104 LearnersLast updated on August 5th, 2025
GCF of 18 and 54
The GCF is the largest number that can divide two or more numbers without leaving any remainder. GCF is used to share the items equally, to group or arrange items and schedule events. In this topic, we will learn about the GCF of 18 and 54.
What is the GCF of 18 and 54?
The greatest common factor of 18 and 54 is 18. The largest divisor of two or more numbers is called the GCF of the number. If two numbers are co-prime, they have no common factors other than 1, so their GCF is 1. The GCF of two numbers cannot be negative because divisors are always positive.
How to find the GCF of 18 and 54?
To find the GCF of 18 and 54, a few methods are described below:
- Listing Factors
- Prime Factorization
- Long Division Method / by Euclidean Algorithm
GCF of 18 and 54 by Using Listing of factors
Steps to find the GCF of 18 and 54 using the listing of factors:
Step 1: Firstly, list the factors of each number.
Factors of 18 = 1, 2, 3, 6, 9, 18.
Factors of 54 = 1, 2, 3, 6, 9, 18, 27, 54.
Step 2: Now, identify the common factors of them.
Common factors of 18 and 54: 1, 2, 3, 6, 9, 18.
Step 3: Choose the largest factor.
The largest factor that both numbers have is 18.

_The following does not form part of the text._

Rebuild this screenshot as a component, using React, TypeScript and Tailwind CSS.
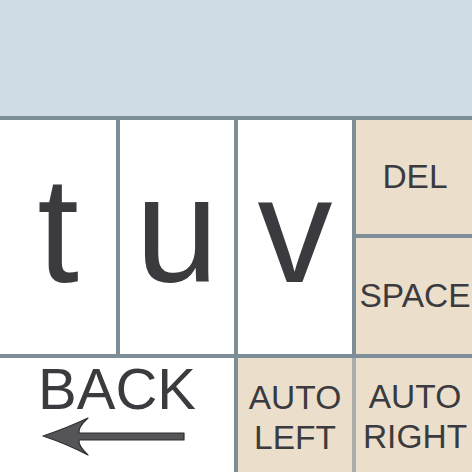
const sans = { fontFamily: '"Liberation Sans", Arial, sans-serif' }

function LetterKey({ letter }: { letter: string }) {
  return (
    <div className="row-span-2 flex items-center justify-center bg-white pb-[14px] text-[150px] leading-none text-[#3b3b3f]">
      {letter}
    </div>
  )
}

function BackArrow() {
  return (
    <svg width="146" height="42" viewBox="0 0 146 42" className="block">
      <path
        d="M2 20 Q26 12 47 2 Q37 11 38 17 L143 17 L143 24 L38 24 Q37 30 47 39 Q26 28 2 20 Z"
        fill="#555558"
        stroke="#2e2e30"
        strokeWidth="1.2"
        strokeLinejoin="round"
      />
    </svg>
  )
}

export default function App() {
  return (
    <div style={sans} className="h-[472px] w-[472px] overflow-hidden bg-[#7e8e98] text-[#3b3b3f]">
      <div className="h-[116px] bg-[#cfdce5]" />
      <div className="grid grid-cols-[116px_114px_114px_118px] grid-rows-[114px_116px_114px] gap-[4px] pt-[4px]">
        <LetterKey letter="t" />
        <LetterKey letter="u" />
        <LetterKey letter="v" />
        <div className="flex items-center justify-center bg-[#ebdfcc] text-[33.5px] leading-none">DEL</div>
        <div className="flex items-center justify-center bg-[#ebdfcc] text-[33.5px] leading-none">SPACE</div>

        <div className="col-span-2 flex flex-col items-center justify-center bg-white pb-[10px]">
          <span className="text-[58px] leading-[54px]">BACK</span>
          <div className="-ml-[6px]">
            <BackArrow />
          </div>
        </div>
        <div className="col-span-2 flex">
          <div className="flex w-[114px] flex-col items-center justify-center bg-[#ebdfcc] pt-[6px] text-center text-[33.5px] leading-[40px]">
            <span>AUTO</span>
            <span>LEFT</span>
          </div>
          <div className="w-[4px] bg-[#a9aeac]" />
          <div className="flex flex-1 flex-col items-center justify-center bg-[#ebdfcc] pt-[4px] text-center text-[33.5px] leading-[40px]">
            <span>AUTO</span>
            <span>RIGHT</span>
          </div>
        </div>
      </div>
    </div>
  )
}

The GCF of 18 and 54 is 18.
GCF of 18 and 54 Using Prime Factorization
To find the GCF of 18 and 54 using the Prime Factorization Method, follow these steps:
Step 1: Find the prime Factors of each number
Prime Factors of 18: 18 = 2 × 3 × 3 = 2 × 3²
Prime Factors of 54: 54 = 2 × 3 × 3 × 3 = 2 × 3³
Step 2: Now, identify the common prime factors.
The common prime factors are: 2 × 3²
Step 3: Multiply the common prime factors
2 × 3² = 2 × 9 = 18.
The Greatest Common Factor of 18 and 54 is 18.
GCF of 18 and 54 Using Division Method or Euclidean Algorithm Method
Find the GCF of 18 and 54 using the division method or Euclidean Algorithm Method. Follow these steps:
Step 1: First, divide the larger number by the smaller number
Here, divide 54 by 18 54 ÷ 18 = 3 (quotient), The remainder is calculated as 54 − (18×3) = 0
The remainder is zero, so the divisor will become the GCF.
The GCF of 18 and 54 is 18.
Common Mistakes and How to Avoid Them in GCF of 18 and 54
Finding GCF of 18 and 54 looks simple, but students often make mistakes while calculating the GCF. Here are some common mistakes to be avoided by the students.
Mistake 1
Listing Incorrect Factors
Students may sometimes list incorrect factors.
For example, while listing factors of 18, students may mention 10, which is incorrect. To avoid this, students should carefully divide the number and list the factors correctly.
Mistake 2
Choosing the wrong common factor
Students may sometimes select the smallest common factor instead of the largest one. To avoid this confusion, students should list all the common factors and find the greatest one.
Mistake 3
Forgetting to include 1 as a factor
Sometimes students may forget 1 as a common factor of the numbers. However, it does not affect the GCF, but it tells about the incomplete understanding of the factors. Students should include 1 as a factor.
Mistake 4
Using Multiples instead of factors
Students confuse factors and multiples. In that confusion, sometimes they may write multiples instead of factors. To avoid this confusion, students should know the definitions of multiples and factors clearly.
Mistake 5
Assuming GCF is always an even number
Students may assume that GCF of two numbers will always be an even number. But it's not true that a GCF can also be an odd number. To avoid this, students should focus on common factors rather than focusing on even and odd numbers.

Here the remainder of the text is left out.